I'm getting my a&& handed to me by an electrical issue, and I suspect that there is one company making these switches overseas under multiple names/packaging, and they're all defective.

1964 Dart GT. The issue has been no rear running lights, brake lights, or dash lights. Headlights and turn signals are okay. Pulled the switch from the dash and tested it with the meter with it installed - switch is bad and not sending power to those terminals. Bought a replacement from O'Reilly's, Standard Parts part # DS 165. Installed it and it worked for about a month before it failed, same exact issues. Tested it and confirmed it's bad. Bought another Standard Parts part # DS 165 and replaced it. Worked for about one minute, then gone. Removed it and bench tested it, bad switch. Bought a third Standard Parts part # DS 165, and it worked for a few days before going out. I took the car to an experienced local mechanic that I know well and he tested the circuits and said we aren't having a grounding issue. He went through it a second time to be sure, no issues found. So I went over to O'Reilley's again and bought Standard Parts part # DS 165 number four. This time we tested it right out of the box before installing - bad switch. All of these boxes say 'Made in Taiwan', and all fail with the same symptoms - headlights work but the taillights, brake lights, and dash lights do not.
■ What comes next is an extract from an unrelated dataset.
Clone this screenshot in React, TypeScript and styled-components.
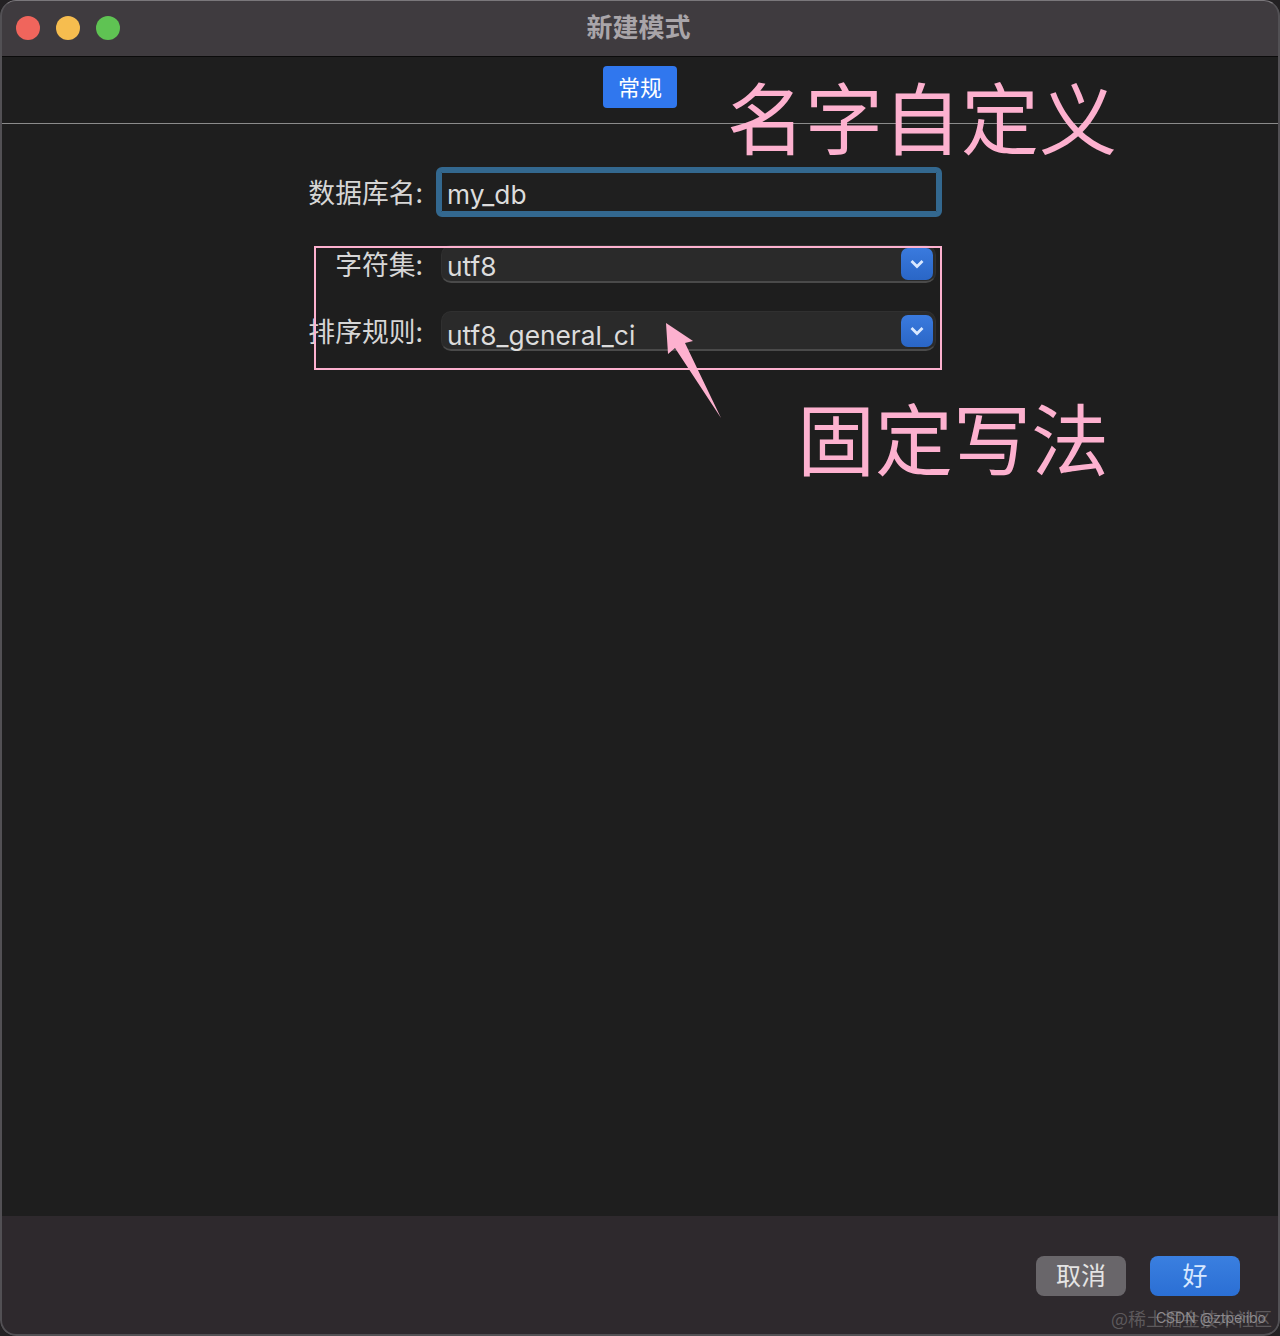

So we install this defective switch with jumpers from the headlight terminal to the brake, tail, and dash terminals. As long as you drive the car with the headlights on, everything works and it's not blowing fuses.

At this point I'm done with O'Reilly's and Standard Parts brand, although I'll give O'Reilly's credit for warrantying all of them. So I call NAPA. They have an Echlin brand switch, part # HL6571. I've always had good results with NAPA/Echlin ignition parts, so I had them order it in for me. Went to NAPA when it arrived - box says made in Taiwan. Eye roll and groan. Install it, and it works for a moment and goes out. Bench tested switch number 5 and it's no good. So this time I decide to drill out the three rivets and take a look at the inside of the switch. There is no sign of mechanical or electrical distress. In fact, they appear to be fairly simple and solid.

I'm at a loss here. The mechanic is adamant that there isn't a short, and the fact that everything works with the jumpers in place with the headlights on without blowing a fuse seems to back this up. As does the fact that one was defective out of the box, without being installed.

Any thoughts? Am I missing something? Has anybody seen multiple failures like this on other parts?